Solana's narrative shifted sharply this week from a laggard crypto to an institutional accumulation target. Data released May 14 showed that Solana spot ETFs attracted $63.6 million in net inflows over the prior seven days, the largest weekly inflow in months. Simultaneously, tokenized stocks issued on the Solana blockchain are approaching a $400 million market capitalization, with users able to mint fractional shares of Nasdaq and NYSE equities via platforms like MEW (the MyEtherWallet-affiliated minting app) and trade them directly onchain without traditional custody intermediaries.

The dual narrative is potent. First, institutions are rotating into Solana as a diversified crypto holding, likely hedging broader tech concentration risk while gaining exposure to an ecosystem with lower transaction costs and faster settlement than Ethereum. Second, and perhaps more significant, the emergence of tokenized stocks on Solana represents a bridge between traditional equities and decentralized finance. Retail traders are discovering that they can convert spare crypto holdings or rewards into fractional Apple, Microsoft, Nvidia and Tesla shares, earning yield or staking rewards in the process. This trend, if it scales, could disintermediate traditional brokers on certain order flows.
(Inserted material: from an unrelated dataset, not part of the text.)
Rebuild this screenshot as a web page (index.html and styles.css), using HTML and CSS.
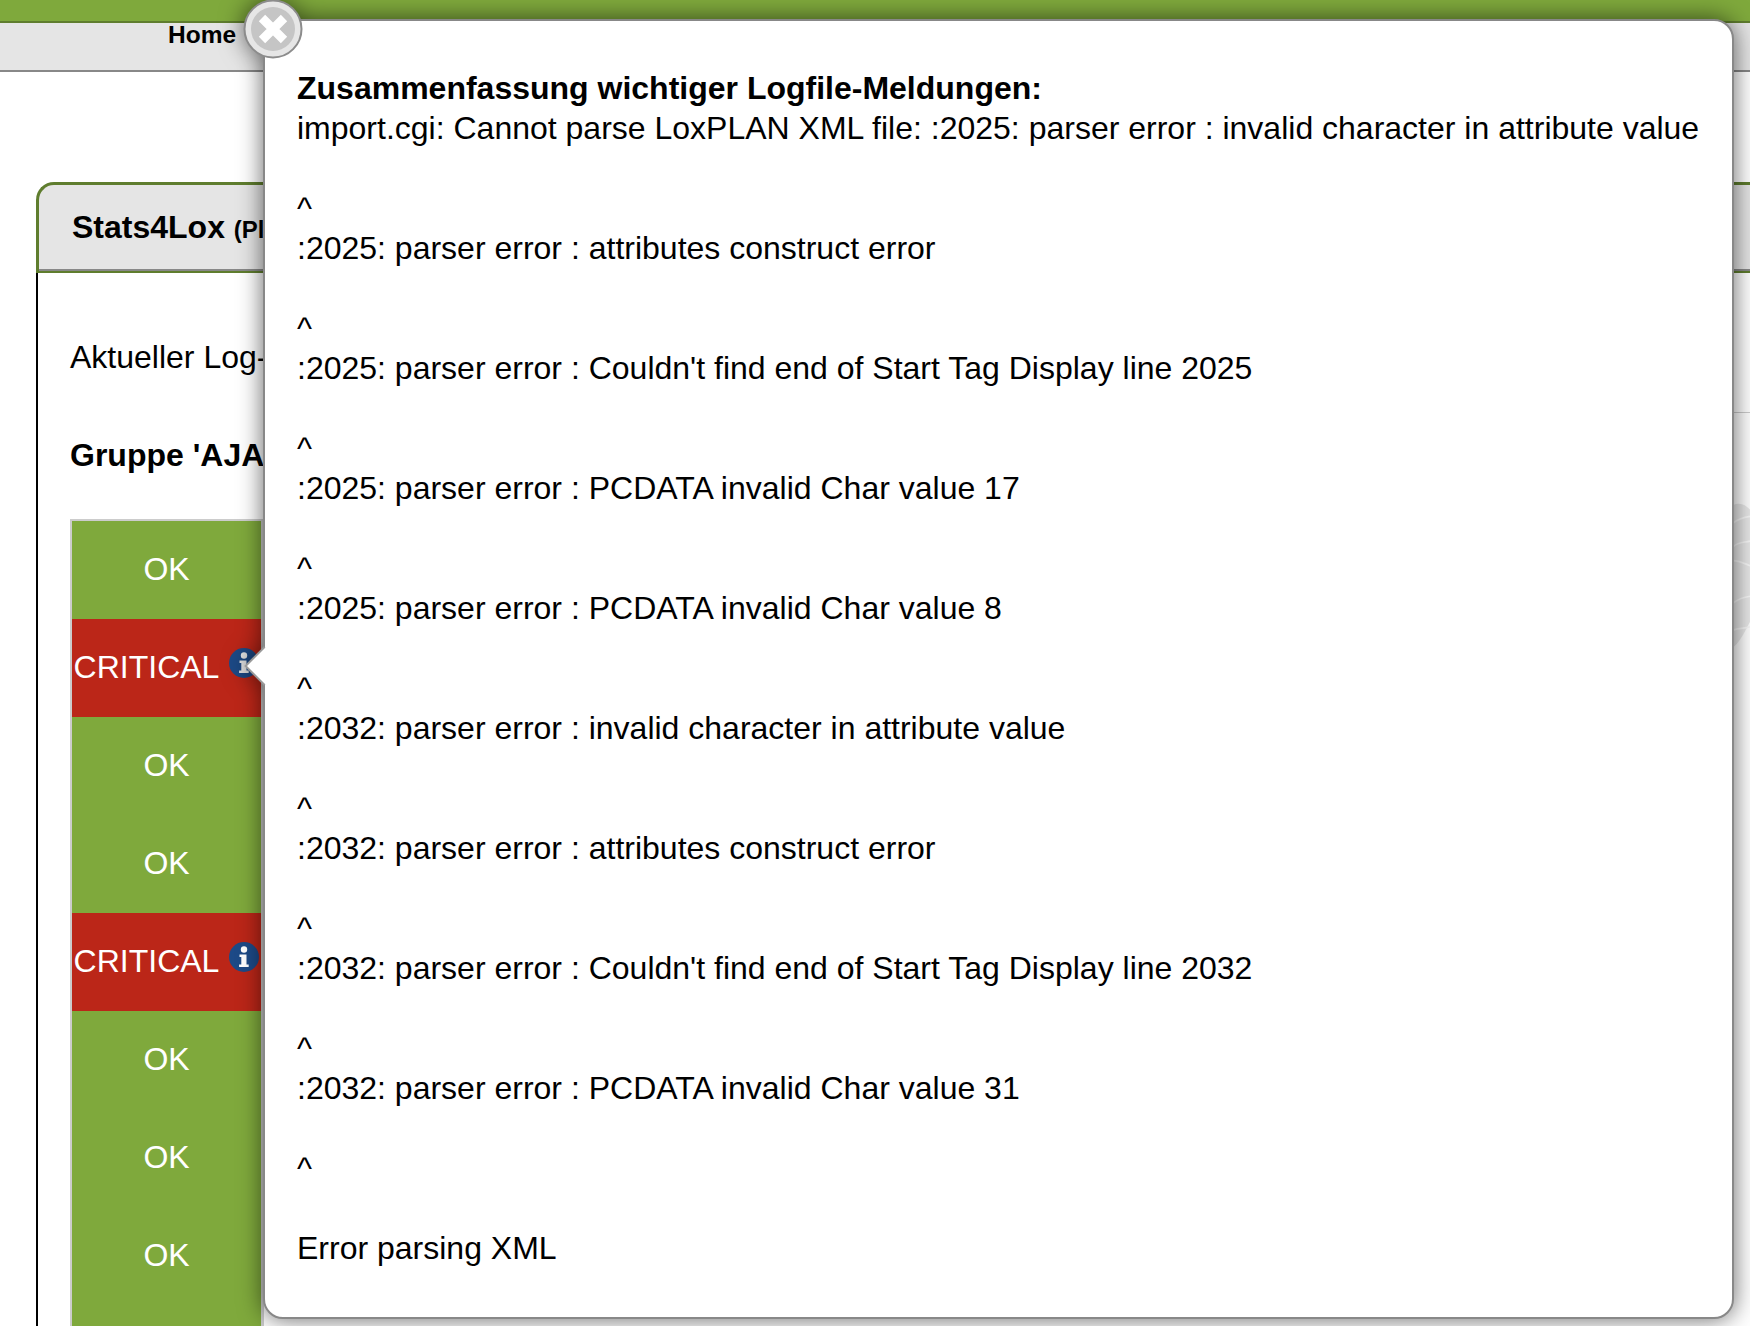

Broad implications span fintech and crypto sectors. Solana-native DEXs (Jupiter, Marinade) benefit from increased TVL and trading volume. Custody and settlement infrastructure providers (Backpack, Magic Eden) see higher throughput. Traditional brokers (Interactive Brokers, Schwab) must decide whether to integrate tokenized stock trading or cede the flow to decentralized competitors. Cryptocurrency exchanges like Coinbase and Kraken view tokenized equities as a new revenue stream via trading fees and collateral management.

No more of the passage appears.